EXERCISE TASK: Return each line containing the string "React".

>> Begin

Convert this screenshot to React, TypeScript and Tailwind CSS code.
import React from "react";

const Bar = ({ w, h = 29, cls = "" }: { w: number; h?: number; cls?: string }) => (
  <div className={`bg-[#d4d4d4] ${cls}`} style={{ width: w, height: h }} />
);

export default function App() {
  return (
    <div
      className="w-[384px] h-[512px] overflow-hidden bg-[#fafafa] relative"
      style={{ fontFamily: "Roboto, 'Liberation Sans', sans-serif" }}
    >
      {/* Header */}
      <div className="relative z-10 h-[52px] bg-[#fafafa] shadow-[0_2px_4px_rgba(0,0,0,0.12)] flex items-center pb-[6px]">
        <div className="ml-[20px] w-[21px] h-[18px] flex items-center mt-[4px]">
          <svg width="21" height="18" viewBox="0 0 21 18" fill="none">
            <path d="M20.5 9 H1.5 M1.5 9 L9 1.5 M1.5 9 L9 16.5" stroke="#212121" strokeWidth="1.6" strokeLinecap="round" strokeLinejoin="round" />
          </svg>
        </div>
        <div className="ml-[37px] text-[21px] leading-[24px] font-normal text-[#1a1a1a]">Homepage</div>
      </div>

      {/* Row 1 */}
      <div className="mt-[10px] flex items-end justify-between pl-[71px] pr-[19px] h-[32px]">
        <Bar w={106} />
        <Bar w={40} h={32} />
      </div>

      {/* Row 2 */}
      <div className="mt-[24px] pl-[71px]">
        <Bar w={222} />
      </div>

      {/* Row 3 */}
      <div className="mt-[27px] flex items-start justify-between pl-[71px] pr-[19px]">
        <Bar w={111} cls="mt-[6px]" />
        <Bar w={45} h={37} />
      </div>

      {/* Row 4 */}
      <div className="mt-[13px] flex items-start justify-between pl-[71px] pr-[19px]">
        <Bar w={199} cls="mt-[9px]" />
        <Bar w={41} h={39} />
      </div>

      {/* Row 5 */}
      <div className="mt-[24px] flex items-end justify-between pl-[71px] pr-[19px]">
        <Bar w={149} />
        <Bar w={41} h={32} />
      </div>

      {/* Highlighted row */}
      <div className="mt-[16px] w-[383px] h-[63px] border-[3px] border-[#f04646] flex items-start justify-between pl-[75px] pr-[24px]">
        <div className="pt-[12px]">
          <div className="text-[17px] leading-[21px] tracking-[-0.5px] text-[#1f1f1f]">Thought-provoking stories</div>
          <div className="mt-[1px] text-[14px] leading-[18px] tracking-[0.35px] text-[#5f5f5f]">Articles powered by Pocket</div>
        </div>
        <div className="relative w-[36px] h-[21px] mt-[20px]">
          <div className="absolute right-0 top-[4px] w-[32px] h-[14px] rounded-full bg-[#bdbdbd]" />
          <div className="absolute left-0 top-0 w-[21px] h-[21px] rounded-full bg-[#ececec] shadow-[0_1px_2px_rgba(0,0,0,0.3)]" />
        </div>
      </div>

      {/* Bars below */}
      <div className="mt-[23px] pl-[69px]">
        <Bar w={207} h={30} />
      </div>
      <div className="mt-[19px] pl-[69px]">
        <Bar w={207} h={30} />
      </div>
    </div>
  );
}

>> End

SOLUTION TO THIS TASK:
Convert this screenshot to React, TypeScript and Tailwind CSS code.
import React from "react";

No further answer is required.